## begin EXERCISE MATERIALS

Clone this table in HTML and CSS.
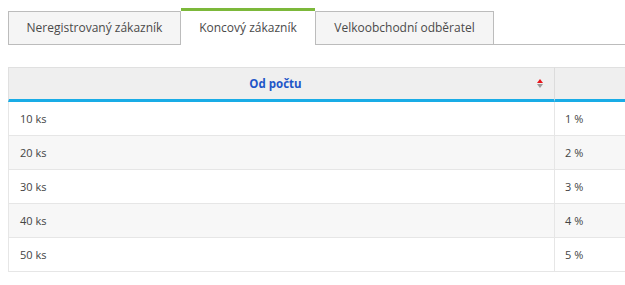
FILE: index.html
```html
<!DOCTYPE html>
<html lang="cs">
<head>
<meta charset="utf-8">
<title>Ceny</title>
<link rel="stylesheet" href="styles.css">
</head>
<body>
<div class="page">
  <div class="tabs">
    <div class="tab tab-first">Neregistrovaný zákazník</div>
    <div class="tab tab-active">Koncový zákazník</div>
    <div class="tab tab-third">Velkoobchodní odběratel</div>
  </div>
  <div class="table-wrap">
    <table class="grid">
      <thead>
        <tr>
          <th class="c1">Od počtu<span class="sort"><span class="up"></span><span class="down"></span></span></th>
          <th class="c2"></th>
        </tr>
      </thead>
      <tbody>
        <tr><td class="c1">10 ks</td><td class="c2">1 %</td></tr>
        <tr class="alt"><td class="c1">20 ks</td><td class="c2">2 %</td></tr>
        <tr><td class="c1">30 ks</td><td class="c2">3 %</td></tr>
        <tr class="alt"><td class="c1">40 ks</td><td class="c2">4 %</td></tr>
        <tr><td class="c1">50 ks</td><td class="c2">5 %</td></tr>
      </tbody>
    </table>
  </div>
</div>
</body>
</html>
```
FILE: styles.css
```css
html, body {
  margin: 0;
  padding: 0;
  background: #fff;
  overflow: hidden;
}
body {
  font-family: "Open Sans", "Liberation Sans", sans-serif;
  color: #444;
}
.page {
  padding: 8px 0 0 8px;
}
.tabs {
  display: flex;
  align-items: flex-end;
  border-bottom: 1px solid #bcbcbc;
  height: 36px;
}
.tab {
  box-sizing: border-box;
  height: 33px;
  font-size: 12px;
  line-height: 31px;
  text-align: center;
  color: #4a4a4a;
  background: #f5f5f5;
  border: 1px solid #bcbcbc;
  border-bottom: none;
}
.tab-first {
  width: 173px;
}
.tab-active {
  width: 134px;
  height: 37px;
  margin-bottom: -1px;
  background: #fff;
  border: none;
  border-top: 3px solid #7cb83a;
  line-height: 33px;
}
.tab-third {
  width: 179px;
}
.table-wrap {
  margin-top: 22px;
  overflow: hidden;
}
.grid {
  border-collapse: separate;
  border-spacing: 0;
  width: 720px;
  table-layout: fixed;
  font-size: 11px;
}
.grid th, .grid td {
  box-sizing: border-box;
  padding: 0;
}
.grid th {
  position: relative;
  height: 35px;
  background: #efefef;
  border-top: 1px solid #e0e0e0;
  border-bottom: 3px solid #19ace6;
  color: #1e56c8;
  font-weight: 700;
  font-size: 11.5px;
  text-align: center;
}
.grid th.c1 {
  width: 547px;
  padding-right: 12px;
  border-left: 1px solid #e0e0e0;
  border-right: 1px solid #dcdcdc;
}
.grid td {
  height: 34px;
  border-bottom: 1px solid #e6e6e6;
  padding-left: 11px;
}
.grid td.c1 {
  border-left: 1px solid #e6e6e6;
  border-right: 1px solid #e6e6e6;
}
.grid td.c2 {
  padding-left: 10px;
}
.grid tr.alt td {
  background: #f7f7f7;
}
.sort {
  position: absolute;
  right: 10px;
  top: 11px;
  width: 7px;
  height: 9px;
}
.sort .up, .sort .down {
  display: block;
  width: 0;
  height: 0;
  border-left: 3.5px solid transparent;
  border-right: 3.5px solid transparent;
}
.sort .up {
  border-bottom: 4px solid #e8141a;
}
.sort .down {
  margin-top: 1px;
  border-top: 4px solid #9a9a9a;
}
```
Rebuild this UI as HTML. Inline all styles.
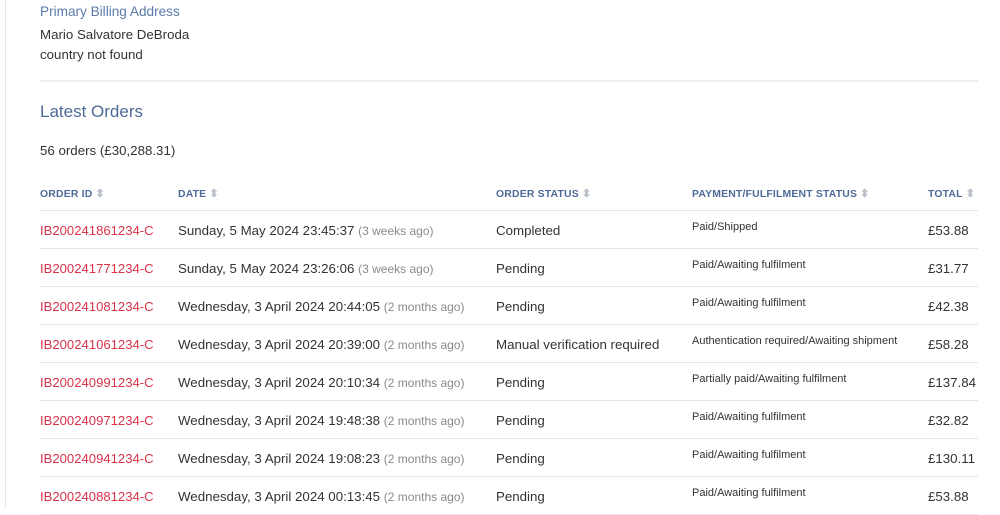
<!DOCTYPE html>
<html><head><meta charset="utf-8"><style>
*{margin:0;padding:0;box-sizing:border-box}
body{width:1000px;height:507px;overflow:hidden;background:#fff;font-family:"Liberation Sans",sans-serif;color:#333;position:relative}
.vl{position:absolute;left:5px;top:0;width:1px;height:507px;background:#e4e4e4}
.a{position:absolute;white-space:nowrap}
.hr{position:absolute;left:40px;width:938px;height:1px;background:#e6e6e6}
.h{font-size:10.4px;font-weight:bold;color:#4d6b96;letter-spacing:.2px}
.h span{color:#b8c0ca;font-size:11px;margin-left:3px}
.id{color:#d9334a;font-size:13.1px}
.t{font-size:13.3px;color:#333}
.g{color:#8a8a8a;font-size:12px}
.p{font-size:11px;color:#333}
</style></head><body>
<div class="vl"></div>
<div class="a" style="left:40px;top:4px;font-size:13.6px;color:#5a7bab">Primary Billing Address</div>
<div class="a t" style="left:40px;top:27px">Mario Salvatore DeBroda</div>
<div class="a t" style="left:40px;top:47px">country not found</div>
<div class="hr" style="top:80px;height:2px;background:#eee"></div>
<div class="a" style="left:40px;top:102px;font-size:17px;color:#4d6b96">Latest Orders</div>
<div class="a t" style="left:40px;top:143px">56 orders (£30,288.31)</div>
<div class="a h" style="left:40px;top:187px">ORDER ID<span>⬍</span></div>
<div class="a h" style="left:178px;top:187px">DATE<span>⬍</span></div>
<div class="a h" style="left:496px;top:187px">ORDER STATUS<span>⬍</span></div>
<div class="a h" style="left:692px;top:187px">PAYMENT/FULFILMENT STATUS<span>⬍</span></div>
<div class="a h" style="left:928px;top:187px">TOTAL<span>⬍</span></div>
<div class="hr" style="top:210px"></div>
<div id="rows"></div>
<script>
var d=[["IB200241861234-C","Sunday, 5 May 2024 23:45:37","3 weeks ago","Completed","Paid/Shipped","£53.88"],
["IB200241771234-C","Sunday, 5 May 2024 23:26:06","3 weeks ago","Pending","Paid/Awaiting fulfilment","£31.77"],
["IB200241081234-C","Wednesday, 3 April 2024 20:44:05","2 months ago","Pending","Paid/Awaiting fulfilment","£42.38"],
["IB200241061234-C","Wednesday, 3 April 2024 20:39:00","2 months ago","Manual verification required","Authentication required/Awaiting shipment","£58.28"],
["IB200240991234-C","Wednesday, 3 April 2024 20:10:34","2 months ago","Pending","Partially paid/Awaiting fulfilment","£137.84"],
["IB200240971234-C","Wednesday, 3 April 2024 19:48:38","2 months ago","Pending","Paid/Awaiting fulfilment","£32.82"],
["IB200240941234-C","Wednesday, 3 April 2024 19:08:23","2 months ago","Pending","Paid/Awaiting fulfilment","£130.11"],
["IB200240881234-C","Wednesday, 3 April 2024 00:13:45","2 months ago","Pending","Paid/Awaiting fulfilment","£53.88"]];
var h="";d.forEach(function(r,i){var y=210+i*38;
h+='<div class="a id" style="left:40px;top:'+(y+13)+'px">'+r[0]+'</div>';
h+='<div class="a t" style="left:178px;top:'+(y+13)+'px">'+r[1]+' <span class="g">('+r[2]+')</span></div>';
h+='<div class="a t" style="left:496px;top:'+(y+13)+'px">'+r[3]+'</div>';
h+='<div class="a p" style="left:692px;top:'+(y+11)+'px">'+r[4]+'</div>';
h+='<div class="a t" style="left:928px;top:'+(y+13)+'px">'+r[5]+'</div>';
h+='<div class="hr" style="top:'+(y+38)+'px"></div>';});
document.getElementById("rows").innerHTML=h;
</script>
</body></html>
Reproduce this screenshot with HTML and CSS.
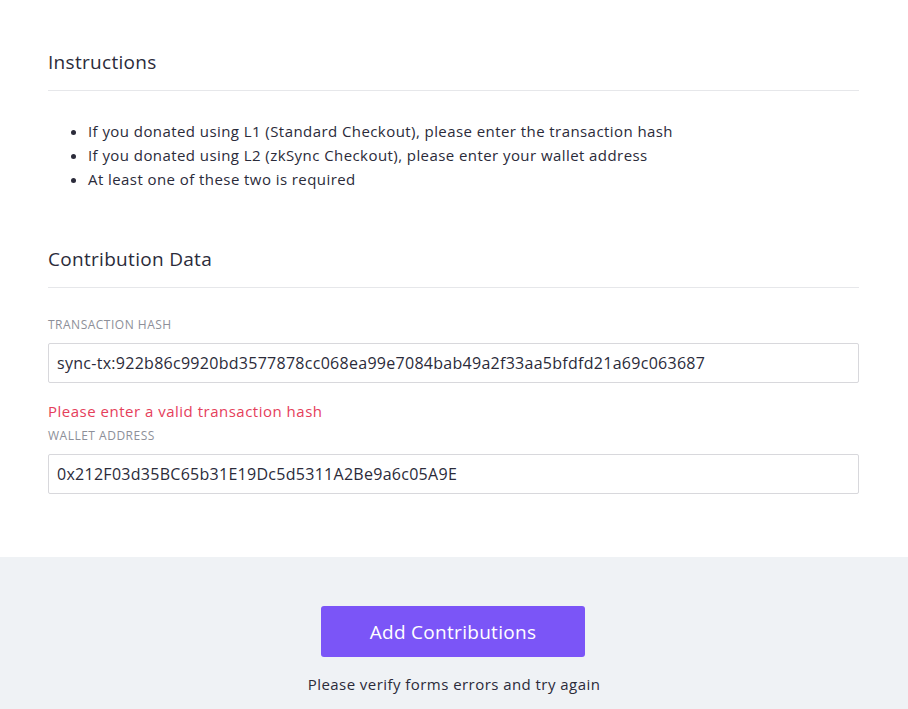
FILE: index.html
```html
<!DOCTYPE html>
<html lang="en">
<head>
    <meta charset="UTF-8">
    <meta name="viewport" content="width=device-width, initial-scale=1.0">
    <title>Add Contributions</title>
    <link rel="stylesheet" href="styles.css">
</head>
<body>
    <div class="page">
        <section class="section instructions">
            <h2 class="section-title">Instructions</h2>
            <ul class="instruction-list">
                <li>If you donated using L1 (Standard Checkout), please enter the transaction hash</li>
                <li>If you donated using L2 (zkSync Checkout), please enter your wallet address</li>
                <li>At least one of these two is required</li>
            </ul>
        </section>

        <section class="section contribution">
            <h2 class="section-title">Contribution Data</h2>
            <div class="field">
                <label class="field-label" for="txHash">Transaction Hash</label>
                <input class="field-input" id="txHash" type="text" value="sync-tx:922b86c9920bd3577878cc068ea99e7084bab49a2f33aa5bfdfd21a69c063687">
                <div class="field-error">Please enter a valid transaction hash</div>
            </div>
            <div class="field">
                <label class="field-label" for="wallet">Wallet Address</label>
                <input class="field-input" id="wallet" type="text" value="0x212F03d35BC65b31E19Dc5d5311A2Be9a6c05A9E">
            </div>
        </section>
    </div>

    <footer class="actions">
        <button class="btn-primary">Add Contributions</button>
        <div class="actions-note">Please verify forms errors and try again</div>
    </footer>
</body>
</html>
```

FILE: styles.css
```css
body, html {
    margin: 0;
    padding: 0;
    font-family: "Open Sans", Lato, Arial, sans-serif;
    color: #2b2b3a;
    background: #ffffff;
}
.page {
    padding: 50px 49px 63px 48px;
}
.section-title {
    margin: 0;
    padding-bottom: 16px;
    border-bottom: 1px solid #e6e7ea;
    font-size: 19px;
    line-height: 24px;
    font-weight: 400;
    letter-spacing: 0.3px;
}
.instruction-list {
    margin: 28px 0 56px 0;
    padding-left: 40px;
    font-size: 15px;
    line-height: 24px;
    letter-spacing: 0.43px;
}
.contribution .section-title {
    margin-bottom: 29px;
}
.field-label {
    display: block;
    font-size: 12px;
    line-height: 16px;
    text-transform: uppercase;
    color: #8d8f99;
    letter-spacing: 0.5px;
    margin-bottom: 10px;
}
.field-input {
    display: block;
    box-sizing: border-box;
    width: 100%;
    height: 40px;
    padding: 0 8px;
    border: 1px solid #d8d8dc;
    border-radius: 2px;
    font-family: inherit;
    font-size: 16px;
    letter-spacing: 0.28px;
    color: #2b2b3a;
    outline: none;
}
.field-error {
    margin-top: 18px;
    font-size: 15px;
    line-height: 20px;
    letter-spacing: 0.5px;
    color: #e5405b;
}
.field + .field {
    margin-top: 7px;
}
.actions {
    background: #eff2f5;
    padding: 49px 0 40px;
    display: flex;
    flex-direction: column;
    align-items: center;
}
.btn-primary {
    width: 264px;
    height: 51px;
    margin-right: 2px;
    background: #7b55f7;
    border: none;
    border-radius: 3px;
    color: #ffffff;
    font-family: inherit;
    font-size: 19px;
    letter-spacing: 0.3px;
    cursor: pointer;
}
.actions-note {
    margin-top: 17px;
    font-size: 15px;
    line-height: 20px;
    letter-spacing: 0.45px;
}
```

## end EXERCISE MATERIALS

WHAT IS EXPECTED: Whichever lines contain the string "styles", select and copy them.

EXERCISE SOLUTION:
<link rel="stylesheet" href="styles.css">
FILE: styles.css
Rebuild this UI as HTML. Inline all styles.
    <link rel="stylesheet" href="styles.css">
FILE: styles.css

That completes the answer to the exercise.